**What to do:** Check every line for the word "this" and give the number of lines where it occurs, nothing else.

**Given records:**
•••••

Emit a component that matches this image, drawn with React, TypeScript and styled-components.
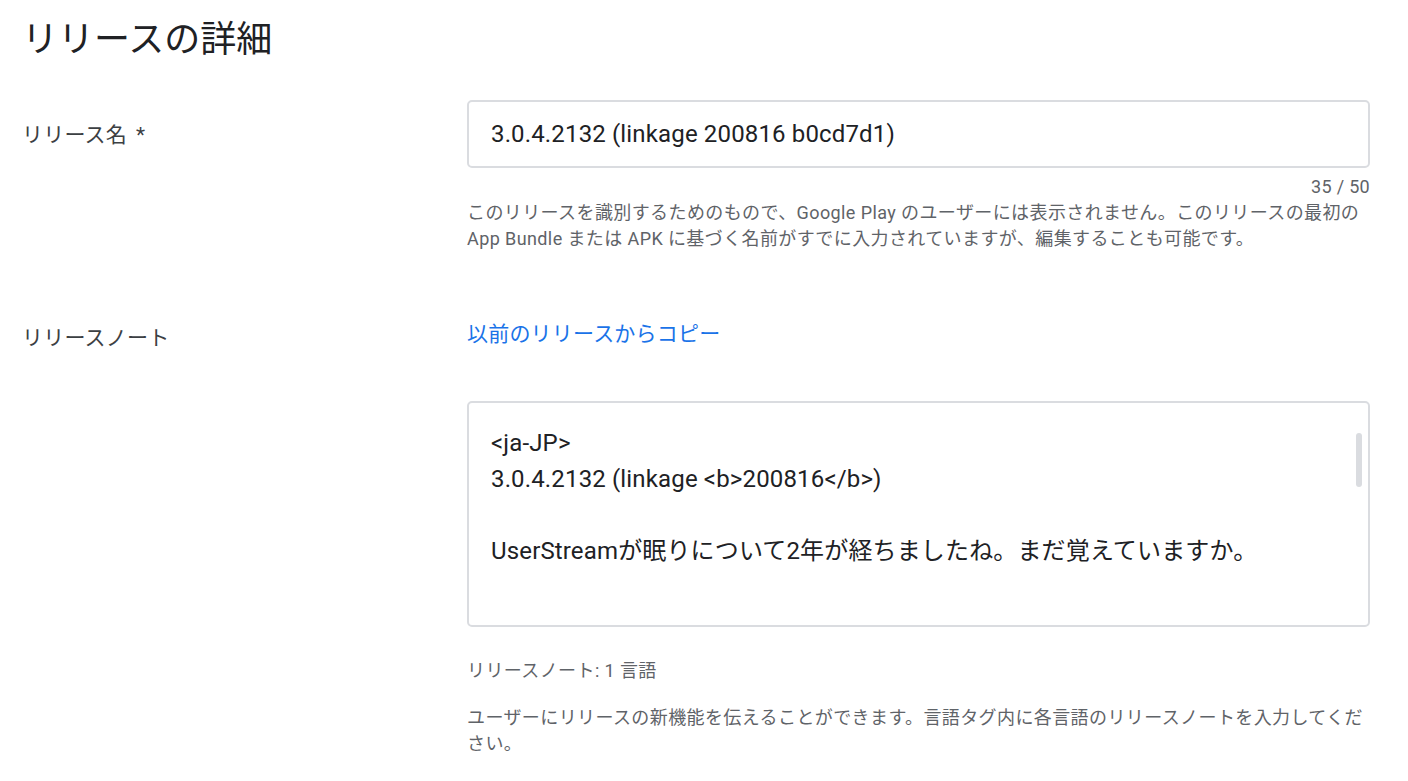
import React from 'react';
import styled, { createGlobalStyle } from 'styled-components';

const GlobalStyle = createGlobalStyle`
    html, body {
        margin: 0;
        padding: 0;
        background: #ffffff;
    }
    body {
        font-family: Roboto, "Noto Sans CJK JP", "Noto Sans", sans-serif;
        color: #202124;
    }
`;

const Page = styled.main`
    width: 1408px;
    box-sizing: border-box;
    padding: 16px 38px 0 22px;
`;

const Title = styled.h1`
    margin: 0 0 36px;
    font-size: 36px;
    line-height: 48px;
    font-weight: 400;
    color: #202124;
`;

const FieldRow = styled.section<{ $gap?: number }>`
    display: grid;
    grid-template-columns: 445px 1fr;
    margin-bottom: ${(p) => p.$gap ?? 0}px;
`;

const Label = styled.div<{ $top: number }>`
    padding-top: ${(p) => p.$top}px;
    font-size: 21px;
    line-height: 28px;
    letter-spacing: 0.2px;
    color: #3c4043;
`;

const Required = styled.span`
    margin-left: 9px;
`;

const Field = styled.div`
    display: flex;
    flex-direction: column;
`;

const TextInput = styled.input`
    box-sizing: border-box;
    width: 100%;
    height: 68px;
    padding: 0 22px;
    border: 2px solid #dadce0;
    border-radius: 5px;
    font-family: Roboto, "Noto Sans CJK JP", sans-serif;
    font-size: 24px;
    letter-spacing: 0.15px;
    color: #202124;
    background: #fff;
    outline: none;
`;

const Counter = styled.div`
    margin-top: 7px;
    text-align: right;
    font-size: 18px;
    line-height: 24px;
    letter-spacing: 0.3px;
    color: #5f6368;
`;

const Hint = styled.p<{ $top?: number }>`
    margin: ${(p) => p.$top ?? 1}px 0 0;
    font-size: 18px;
    line-height: 26px;
    letter-spacing: 0.4px;
    color: #5f6368;
`;

const CopyLink = styled.a`
    align-self: flex-start;
    font-size: 21px;
    line-height: 28px;
    letter-spacing: 0.2px;
    color: #1a73e8;
    text-decoration: none;
    cursor: pointer;
`;

const NotesBox = styled.div`
    position: relative;
    box-sizing: border-box;
    margin-top: 53px;
    height: 226px;
    padding: 22px 22px;
    border: 2px solid #dadce0;
    border-radius: 5px;
    overflow: hidden;
    font-size: 24px;
    line-height: 36px;
    letter-spacing: 0.15px;
    color: #202124;
    white-space: pre-wrap;
`;

const ScrollThumb = styled.div`
    position: absolute;
    top: 30px;
    right: 6px;
    width: 6px;
    height: 54px;
    border-radius: 3px;
    background: #dadce0;
`;

const notes = `<ja-JP>
3.0.4.2132 (linkage <b>200816</b>)

UserStreamが眠りについて2年が経ちましたね。まだ覚えていますか。`;

export default function App() {
    return (
        <>
            <GlobalStyle />
            <Page>
                <Title>リリースの詳細</Title>

                <FieldRow $gap={68}>
                    <Label $top={21}>
                        リリース名<Required>*</Required>
                    </Label>
                    <Field>
                        <TextInput readOnly defaultValue="3.0.4.2132 (linkage 200816 b0cd7d1)" />
                        <Counter>35 / 50</Counter>
                        <Hint>
                            このリリースを識別するためのもので、Google Play のユーザーには表示されません。このリリースの最初の App Bundle または APK に基づく名前がすでに入力されていますが、編集することも可能です。
                        </Hint>
                    </Field>
                </FieldRow>

                <FieldRow>
                    <Label $top={4}>リリースノート</Label>
                    <Field>
                        <CopyLink>以前のリリースからコピー</CopyLink>
                        <NotesBox>
                            {notes}
                            <ScrollThumb />
                        </NotesBox>
                        <Hint $top={31}>リリースノート: 1 言語</Hint>
                        <Hint $top={21}>
                            ユーザーにリリースの新機能を伝えることができます。言語タグ内に各言語のリリースノートを入力してください。
                        </Hint>
                    </Field>
                </FieldRow>
            </Page>
        </>
    );
}
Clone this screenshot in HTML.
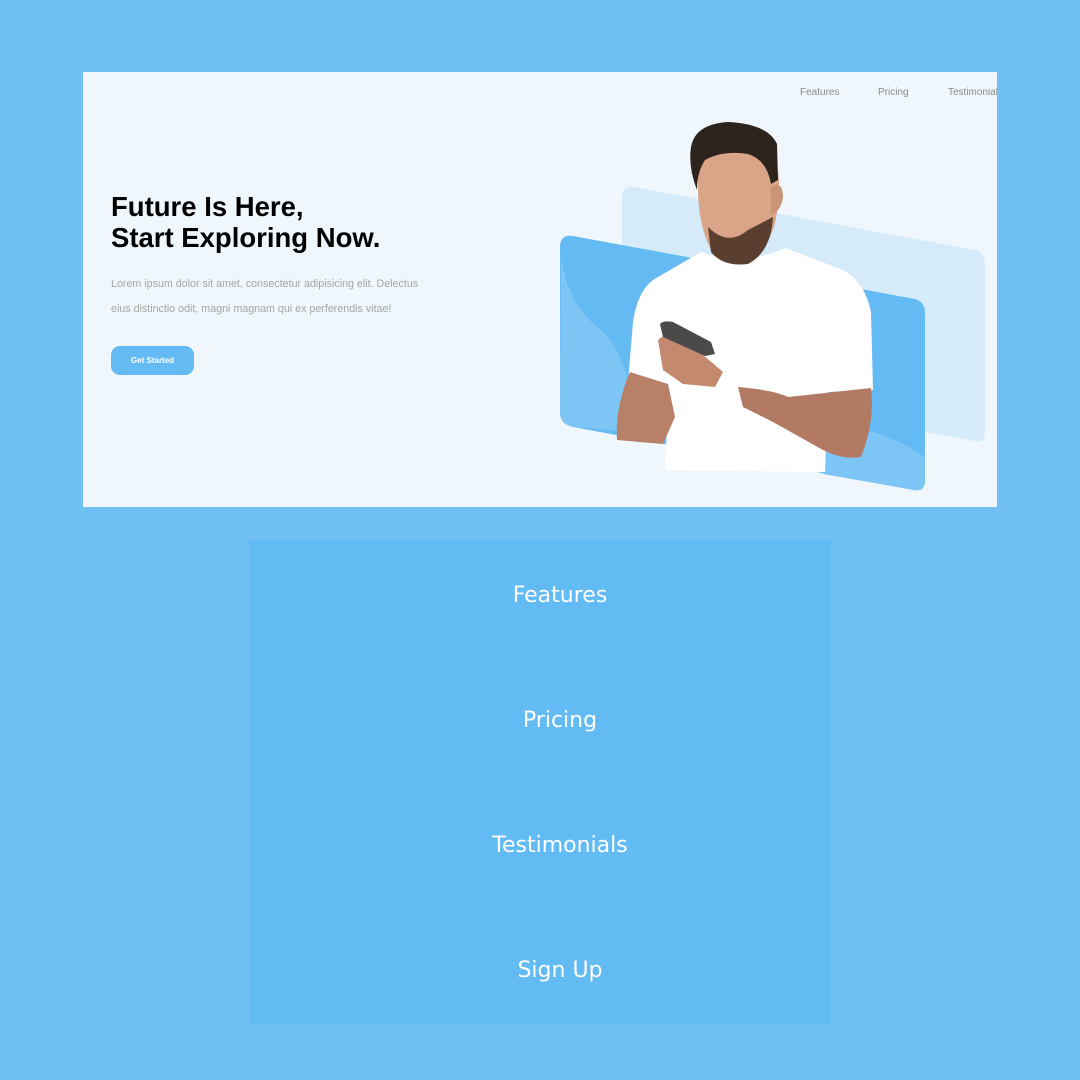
<!DOCTYPE html>
<html><head><style>
body{margin:0;width:1080px;height:1080px;background:#70c0f3;position:relative;overflow:hidden;font-family:"Liberation Sans",sans-serif}
.card{position:absolute;left:83px;top:72px;width:914px;height:435px;background:#f0f7fc;overflow:hidden}
.nav{position:absolute;top:15px;font-size:10px;color:#8a8a8a}
h1{position:absolute;left:28px;top:119px;margin:0;font-size:27.5px;line-height:31px;font-weight:bold;color:#000}
p{position:absolute;left:28px;top:200px;margin:0;font-size:10.7px;line-height:25px;color:#a5a5a5;width:318px}
.btn{position:absolute;left:28px;top:274px;width:83px;height:29px;border-radius:9px;background:#64baf3;color:#fff;font-size:8px;font-weight:bold;text-align:center;line-height:29px}
.panel{position:absolute;left:249px;top:540px;width:582px;height:484px;background:#63bbf4}
.panel div{position:absolute;left:40px;width:542px;text-align:center;color:#fff;font-size:22px;font-family:"DejaVu Sans",sans-serif}
</style></head><body>
<div class="card">
<span class="nav" style="left:717px">Features</span>
<span class="nav" style="left:795px">Pricing</span>
<span class="nav" style="left:865px">Testimonial</span>
<h1>Future Is Here,<br>Start Exploring Now.</h1>
<p>Lorem ipsum dolor sit amet, consectetur adipisicing elit. Delectus eius distinctio odit, magni magnam qui ex perferendis vitae!</p>
<div class="btn">Get Started</div>
<svg style="position:absolute;left:0;top:0" width="914" height="435">
<path d="M552 115 L892 178 Q902 181 902 192 L902 360 Q902 371 892 369 L552 308 Q539 306 539 295 L539 126 Q539 113 552 115Z" fill="#d5ebfa"/>
<path d="M490 164 L832 227 Q842 230 842 241 L842 408 Q842 420 831 418 L490 355 Q477 352 477 340 L477 175 Q477 162 490 164Z" fill="#64baf3"/>
<path d="M478 175 Q480 230 520 260 Q550 290 550 360 L490 355 Q477 352 477 340Z" fill="#7cc5f5"/>
<path d="M740 355 Q790 350 842 385 L842 408 Q842 420 831 418 L740 402Z" fill="#7cc5f5"/>
<path d="M618 180 Q660 195 702 176 L760 198 Q782 210 788 240 L790 318 L745 320 L742 400 L582 398 L585 330 L545 310 L550 250 Q555 215 575 205Z" fill="#fff"/>
<path d="M547 300 L585 312 L592 345 L580 372 L534 368 Q532 335 547 300Z" fill="#b98068"/>
<path d="M655 315 Q690 318 705 325 L788 316 Q792 350 778 385 Q760 388 740 378 L690 350 L660 335Z" fill="#b27a62"/>
<path d="M575 268 Q585 258 600 266 L640 300 L632 315 L600 312 L580 298Z" fill="#c48a70"/>
<path d="M577 252 Q580 248 590 250 L628 270 L632 282 L622 284 L580 265Z" fill="#4a4a4a"/>
<path d="M615 110 Q612 80 630 72 Q660 66 688 82 Q700 95 694 140 Q690 172 668 188 Q645 195 628 178 Q614 150 615 110Z" fill="#d9a488"/>
<path d="M688 115 Q700 108 700 125 Q698 140 688 142Z" fill="#c99478"/>
<path d="M625 155 Q645 175 665 158 L690 145 Q688 180 665 192 Q640 195 628 180Z" fill="#5a3e30"/>
<path d="M608 75 Q612 52 645 50 Q685 52 694 72 L695 108 L688 112 Q684 88 665 82 Q640 78 622 88 Q614 100 614 118 Q605 95 608 75Z" fill="#2e241e"/>
</svg>
</div>
<div class="panel">
<div style="top:43px">Features</div>
<div style="top:168px">Pricing</div>
<div style="top:293px">Testimonials</div>
<div style="top:418px">Sign Up</div>
</div>
</body></html>
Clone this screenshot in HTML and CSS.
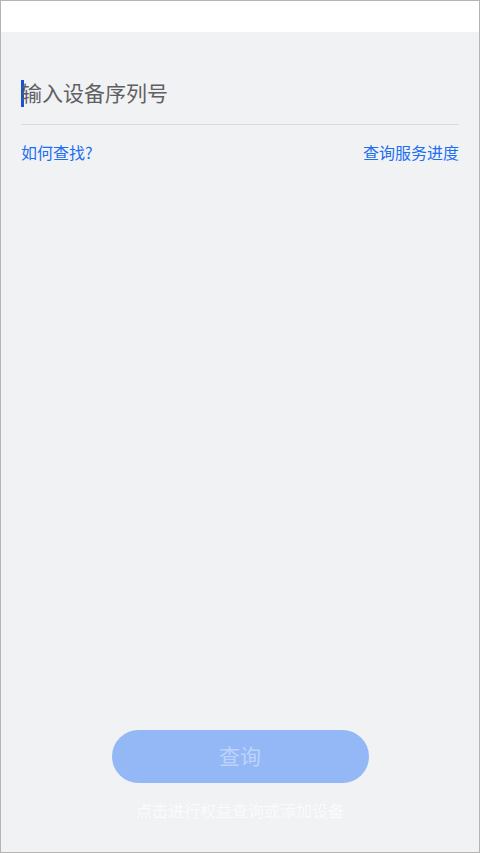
FILE: index.html
```html
<!DOCTYPE html>
<html>
<head>
<meta charset="utf-8">
<link rel="stylesheet" href="styles.css">
</head>
<body>

<div class="screen">
    <div class="status"></div>
    <div class="content">
        <div class="field">
            <span class="caret"></span>
            <span class="placeholder">输入设备序列号</span>
        </div>
        <div class="links">
            <a href="#">如何查找?</a>
            <a href="#">查询服务进度</a>
        </div>
        <div class="bottom">
            <button class="query">查询</button>
            <div class="hint">点击进行权益查询或添加设备</div>
        </div>
    </div>
</div>

</body>
</html>
```

FILE: styles.css
```css
body {
    margin: 0;
    font-family: "Noto Sans CJK SC", "Noto Sans", sans-serif;
}

.screen {
    width: 480px;
    height: 853px;
    box-sizing: border-box;
    border: 1px solid #b4b4b4;
    background-color: #f1f2f4;
    display: flex;
    flex-direction: column;
}

.status {
    height: 31px;
    background-color: #ffffff;
}

.content {
    flex: 1;
    display: flex;
    flex-direction: column;
    padding: 0 20px;
}

.field {
    height: 93px;
    box-sizing: border-box;
    padding-top: 47px;
    border-bottom: 1px solid #d9dadd;
    display: flex;
    align-items: flex-start;
}

.caret {
    width: 3px;
    height: 27px;
    margin-top: 1px;
    background-color: #1a4fe0;
}

.placeholder {
    font-size: 21px;
    line-height: 28px;
    color: #5f6063;
    margin-left: -3px;
    margin-top: -1px;
}

.links {
    display: flex;
    justify-content: space-between;
    padding-top: 15px;
}

.links a {
    font-size: 16px;
    line-height: 24px;
    color: #1c6ef2;
    text-decoration: none;
}

.bottom {
    margin-top: auto;
    display: flex;
    flex-direction: column;
    align-items: center;
    padding-bottom: 30px;
}

.query {
    width: 257px;
    height: 53px;
    padding: 0 0 4px;
    border: none;
    border-radius: 27px;
    background-color: #94b7f6;
    color: #bfd3fa;
    font-family: inherit;
    font-size: 21px;
}

.hint {
    margin-top: 15px;
    font-size: 16px;
    line-height: 24px;
    color: #fafbfc;
}
```
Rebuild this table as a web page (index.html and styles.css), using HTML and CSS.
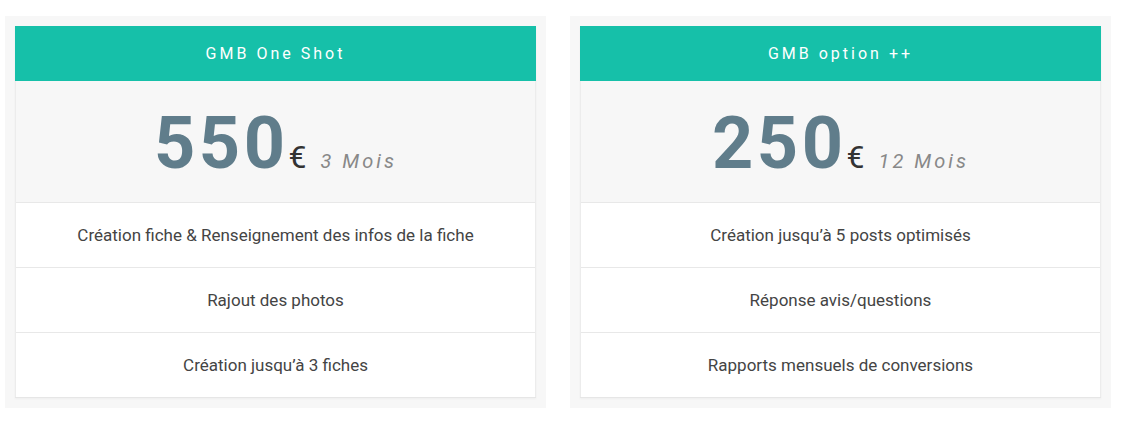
FILE: index.html
```html
<!DOCTYPE html>
<html lang="fr">
<head>
<meta charset="utf-8">
<title>Tarifs GMB</title>
<link rel="stylesheet" href="styles.css">
</head>
<body>
<div class="plans">
  <div class="plan">
    <div class="card">
      <div class="card-head">GMB One Shot</div>
      <div class="card-price">
        <span class="amount">550</span><span class="currency">€</span><span class="period">3 Mois</span>
      </div>
      <ul class="features">
        <li>Création fiche &amp; Renseignement des infos de la fiche</li>
        <li>Rajout des photos</li>
        <li>Création jusqu’à 3 fiches</li>
      </ul>
    </div>
  </div>
  <div class="plan">
    <div class="card">
      <div class="card-head">GMB option ++</div>
      <div class="card-price">
        <span class="amount">250</span><span class="currency">€</span><span class="period">12 Mois</span>
      </div>
      <ul class="features">
        <li>Création jusqu’à 5 posts optimisés</li>
        <li>Réponse avis/questions</li>
        <li>Rapports mensuels de conversions</li>
      </ul>
    </div>
  </div>
</div>
</body>
</html>
```

FILE: styles.css
```css
html, body {
  margin: 0;
  padding: 0;
  background: #ffffff;
  font-family: Roboto, "Liberation Sans", sans-serif;
}

.plans {
  display: flex;
  gap: 24px;
  padding: 16px 10px 0 5px;
}

.plan {
  width: 541px;
  background: #f7f7f7;
  padding: 10px;
  box-sizing: border-box;
}

.card {
  background: #ffffff;
  border-bottom: 1px solid #e6e6e6;
  box-shadow: 0 1px 2px rgba(0, 0, 0, 0.04);
}

.card-head {
  height: 55px;
  background: #16c0a9;
  color: #ffffff;
  font-size: 16px;
  font-weight: 400;
  letter-spacing: 3px;
  display: flex;
  align-items: center;
  justify-content: center;
}

.card-price {
  height: 121px;
  background: #f7f7f7;
  border-left: 1px solid #ececec;
  border-right: 1px solid #ececec;
  display: flex;
  align-items: baseline;
  justify-content: center;
  padding-top: 17px;
  box-sizing: border-box;
}

.amount {
  font-size: 72px;
  font-weight: 700;
  color: #607d8b;
  letter-spacing: 3.5px;
  line-height: 92px;
}

.currency {
  font-size: 32px;
  color: #333333;
  margin-left: 0;
}

.period {
  font-size: 20px;
  font-style: italic;
  color: #888888;
  letter-spacing: 3px;
  margin-left: 14px;
}

.features {
  list-style: none;
  margin: 0;
  padding: 0;
  border-left: 1px solid #ececec;
  border-right: 1px solid #ececec;
}

.features li {
  height: 65px;
  border-top: 1px solid #e8e8e8;
  box-sizing: border-box;
  display: flex;
  align-items: center;
  justify-content: center;
  font-size: 17px;
  color: #444444;
}
```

•••••

**Written answer:** 4